Long-term skin resident memory T cells in human graft-versus-host disease
Dr. Johanna Strobl (MedUni Vienna) discusses her study on skin-resident memory T cells in graft-versus-host disease, using tissue cytometry to identify these cells directly in tissue.
Webinar

Long-term skin resident memory T cells in human graft-versus-host disease
03 Mar, 2021

Dr. Johanna Strobl, MD, PhD
Department of Dermatology, Medical University of Vienna, Austria
johanna.strobl@meduniwien.ac.at
Key Highlights
- TRM persistence: Skin-resident memory T cells (TRM) survive radiochemotherapy and remain detectable up to 10 years after stem cell transplantation.
- Clonal expansion: Resistant TRM proliferate locally, express Ki-67, and expand clonally despite donor cell replacement in blood.
- GVHD involvement: Patients who later developed GVHD already had elevated TRM at transplantation; during GVHD, TRM showed enhanced proliferation and cytokine production.
- Donor vs. host dynamics: Host TRM coexist with donor T cells in skin lesions, displaying strong patient-to-patient variability in dominance.
- Regulatory T cells: In GVHD, most regulatory T cells were donor-derived, highlighting limited host Treg contribution.
Webinar Summary
Title: Long-term Skin-Resident Memory T Cells in Graft-versus-Host Disease
Presenter: Johanna Strobel, Medical University of Vienna
Associated Publication:
Strobl J, et al.
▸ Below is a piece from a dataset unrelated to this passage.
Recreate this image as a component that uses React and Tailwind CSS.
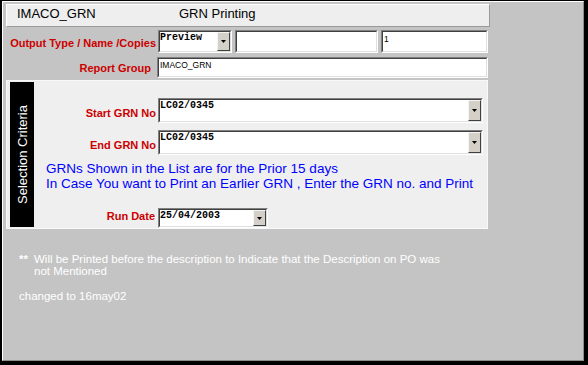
import React from "react";

function Field({ className = "", children }) {
  return (
    <div
      className={
        "flex border-t border-l border-t-[#808080] border-l-[#808080] border-b border-r border-b-white border-r-white " +
        className
      }
    >
      <div className="flex-1 min-w-0 flex border-t border-l border-t-[#404040] border-l-[#404040] border-b border-r border-b-[#dfdfdf] border-r-[#dfdfdf] bg-white">
        {children}
      </div>
    </div>
  );
}

function DropBtn() {
  return (
    <div className="w-[13px] h-full bg-[#d4d0c8] border-t border-l border-t-[#f4f4f4] border-l-[#f4f4f4] border-b border-r border-b-[#404040] border-r-[#404040] flex items-center justify-center">
      <svg width="5" height="3" viewBox="0 0 5 3">
        <path d="M0 0h5L2.5 3z" fill="#000" />
      </svg>
    </div>
  );
}

function Combo({ className = "", text }) {
  return (
    <Field className={className}>
      <div className="flex-1 pt-px text-[10px] leading-[10px] font-bold font-['Liberation_Mono',monospace] text-black">
        {text}
      </div>
      <DropBtn />
    </Field>
  );
}

export default function App() {
  return (
    <div className="w-[588px] h-[365px] bg-black pt-px pl-[2px] pr-[4px] pb-[4px] flex font-['Liberation_Sans',Arial,sans-serif]">
      <div className="flex-1 flex flex-col bg-[#c4c4c4] border-t border-l border-t-white border-l-white border-b border-r border-b-[#8c8c8c] border-r-[#8c8c8c] pl-[3px]">
        {/* header */}
        <div className="mt-[2px] w-[484px] h-[23px] bg-[#eeeeee] border-t border-l border-t-white border-l-white border-b border-r border-b-[#9a9a9a] border-r-[#9a9a9a] flex items-start pt-px pl-[10px] text-[13px] leading-[15px] text-black">
          <span className="w-[162px]">IMACO_GRN</span>
          <span>GRN Printing</span>
        </div>

        {/* row 1 */}
        <div className="mt-[3px] flex h-[23px]">
          <div className="w-[152px] pr-[2px] pt-[7px] text-right text-[11px] leading-[13px] font-bold text-[#cc0000] whitespace-nowrap">
            Output Type / Name /Copies
          </div>
          <Combo className="w-[74px]" text="Preview" />
          <Field className="ml-[3px] w-[143px]" />
          <Field className="ml-[3px] w-[107px]">
            <div className="pl-px pt-[2px] text-[8.5px] leading-[10px] text-black">1</div>
          </Field>
        </div>

        {/* row 2 */}
        <div className="mt-[4px] flex h-[21px]">
          <div className="w-[151px] pr-[6px] pt-[5px] text-right text-[11px] leading-[13px] font-bold text-[#cc0000] whitespace-nowrap">
            Report Group
          </div>
          <Field className="w-[331px]">
            <div className="pl-px pt-px text-[8.5px] leading-[10px] text-black">IMACO_GRN</div>
          </Field>
        </div>

        {/* selection criteria panel */}
        <div className="mt-[2px] w-[482px] h-[149px] bg-[#efefef] border border-[#f8f8f8] flex">
          <div className="ml-[3px] my-px w-[24px] bg-black flex items-center justify-center">
            <span className="[writing-mode:vertical-rl] rotate-180 text-white text-[13px] leading-[15px] whitespace-nowrap">
              Selection Criteria
            </span>
          </div>
          <div className="flex-1 flex flex-col">
            <div className="mt-[17px] flex h-[25px]">
              <div className="w-[124px] pr-[2px] pt-[9px] text-right text-[11px] leading-[13px] font-bold text-[#cc0000] whitespace-nowrap">
                Start GRN No
              </div>
              <Combo className="w-[325px]" text="LC02/0345" />
            </div>
            <div className="mt-[7px] flex h-[25px]">
              <div className="w-[124px] pr-[2px] pt-[9px] text-right text-[11px] leading-[13px] font-bold text-[#cc0000] whitespace-nowrap">
                End GRN No
              </div>
              <Combo className="w-[325px]" text="LC02/0345" />
            </div>
            <div className="mt-[6px] ml-[12px] text-[13.5px] leading-[15px] text-[#0000ff] whitespace-nowrap">
              <div>GRNs Shown in the List are for the Prior 15 days</div>
              <div>In Case You want to Print an Earlier GRN , Enter the GRN no. and Print</div>
            </div>
            <div className="mt-[17px] flex h-[20px]">
              <div className="w-[124px] pr-[3px] pt-[2px] text-right text-[11px] leading-[13px] font-bold text-[#cc0000] whitespace-nowrap">
                Run Date
              </div>
              <Combo className="w-[110px]" text="25/04/2003" />
            </div>
          </div>
        </div>

        {/* notes */}
        <div className="mt-[24px] pl-[13px] flex text-[11.5px] leading-[12px] text-white">
          <span className="w-[15px] font-bold">**</span>
          <div>
            Will be Printed before the description to Indicate that the Description on PO was
            <br />
            not Mentioned
          </div>
        </div>
        <div className="mt-[13px] pl-[13px] text-[11.5px] leading-[12px] text-white">changed to 16may02</div>
      </div>
    </div>
  );
}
Long-term skin-resident memory T cells proliferate in situ and are involved in human graft-versus-host disease.
Sci Transl Med. 2020 Nov 18;12(570) https://doi.org/10.1126/scitranslmed.abb7028
This webinar presented novel findings on the role of tissue-resident memory T cells (TRM) in human graft-versus-host disease (GVHD). Traditionally, pre-transplant radiochemotherapy is thought to eradicate host immune cells; however, this study revealed that TRM in skin resist elimination and persist long-term.
Study Design & Methods
- Patients sampled before and after transplantation (blood + skin).
- Analysis performed with TissueFAXS and StrataQuest (including a new chimerism workflow).
- Sex-mismatched transplants enabled tracking of donor vs. host origin via immunostaining + XY FISH.
Findings
- Persistence: While blood T cells were almost completely replaced by donor-derived cells, ~50–60% of skin T cells remained host-derived even a decade post-transplant.
- Clonality: TRM clones persisted, expanded, and expressed proliferation marker Ki-67 despite chemotherapy.
- GVHD Link: Elevated TRM were detectable before GVHD onset, and in active GVHD lesions, TRM showed strong proliferation and cytokine production (Granzyme B, IFN-γ).
- Donor–Host Balance: Immune infiltrates in GVHD lesions varied — some dominated by donor cells, others a mix of donor and host TRM.
- Regulatory T Cells: Tregs were predominantly donor-derived, suggesting different dynamics compared to effector TRM.
Conclusion
TRM are radio-resistant, long-lived, and clonally expanding populations that actively contribute to GVHD pathogenesis. Their ability to proliferate, produce cytokines, and persist long-term positions them as central players in post-transplant immune dynamics, with potential as therapeutic targets and biomarkers.